|Title||Airborne measurements of surface wind and slope statistics over the ocean|
|Publication Type||Journal Article|
|Year of Publication||2019|
|Authors||Lenain L., Statom N.M, Melville W.K|
|Type of Article||Article|
|Keywords||air-sea interaction; breakers; breaking; evolution; instability; LiDAR; Lidars; meter; motion; observations; oceanography; reflectance; spectrum; waves; wind; wind stress; Wind waves|
As reported in 1954, more than a half century ago, C. Cox and W. Munk developed an empirical model of the slope distribution of ocean surface waves that has been widely used ever since to model the optical properties of the sea surface and is of particular importance to the satellite remote sensing community. In that work, the reflectance of sunlight was photographed from a Boeing B-17G bomber and was then analyzed. In this paper, surface slope statistics are investigated from airborne scanning topographic lidar data collected during a series of field experiments off the coast of California and in the Gulf of Mexico, over a broad range of environmental conditions, with wind speeds ranging from approximately 2 to 13 m s(-1).
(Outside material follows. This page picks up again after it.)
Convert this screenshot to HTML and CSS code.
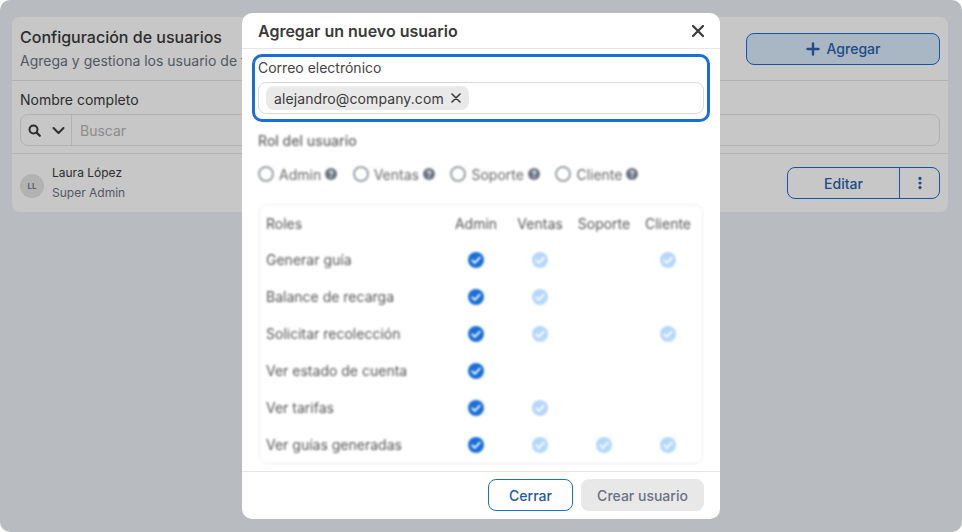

Unlike the reflectance-based approach of Cox and Munk, the slope distribution is computed by counting laser glints produced by specular reflections as the lidar is scanned over the surface of the ocean. We find good agreement with their measurements for the mean-square slope and with more recent (2006) results from Breon and Henriot that were based on satellite remote sensing. Significant discrepancies for the higher-order statistics are found and discussed. We also demonstrate here that airborne scanning lidar technology offers a viable means of remotely estimating surface wind speed and momentum flux.